TPG Telecom (ASX: TPM) released their annual results to the market today, recording a 13% decline in net profit. Revenue was relatively flat, but the company’s profits declined due to a large write down of 4G spectrum assets. The company expects next year’s financial results to bear the greatest impact of the NBN rollout, after which earnings will more likely normalise for a few years until the next wave of network technology hits the market.
TPG has been challenged by issues around 5G and the NBN (Credit: TPG)
TPG has had a volatile past year, with the company fighting a ruling by the ACCC that would block its merger with Vodafone’s Australian business. The ACCC argues that a merger would reduce competition with Australia’s telco space, by reducing the number of key players from four to three. TPG and Vodafone by contrast argue that their merger will create a combined group that can compete more effectively with Telstra and Optus, thus creating intensified competition between three market leaders instead of two.

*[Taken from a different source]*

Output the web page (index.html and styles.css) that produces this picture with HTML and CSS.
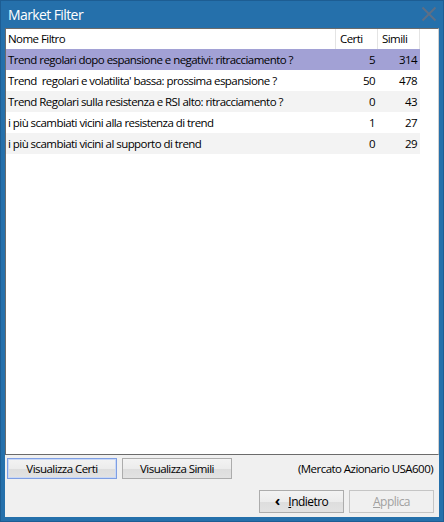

The company is also a play on the US China trade war. This is because they shelved plans to build out a 5G network, following the ban on using technology from Chinese the telecom giant, Huawei. This has resulted in Telstra being ahead of the rest of the industry in rolling out 5G. It remains to be seen how long competitors will be delayed by the Huawei ban, given some other companies in the sector are already planning to use other providers of 5G infrastructure. Over the long term, any market share declines in profitable coastal cities will hit Telstra’s profitability, due to the low incremental user costs of mobile networks. Nevertheless, since TPG has rapidly gained market share over the past decade, it will be positioned to benefit handsomely from the transition to a multi-player telco market if it’s long term uptrend continues.
This article has been prepared by the Australian Stock Report Pty Ltd (AFSL: 301 682. ABN: 94 106 863 978)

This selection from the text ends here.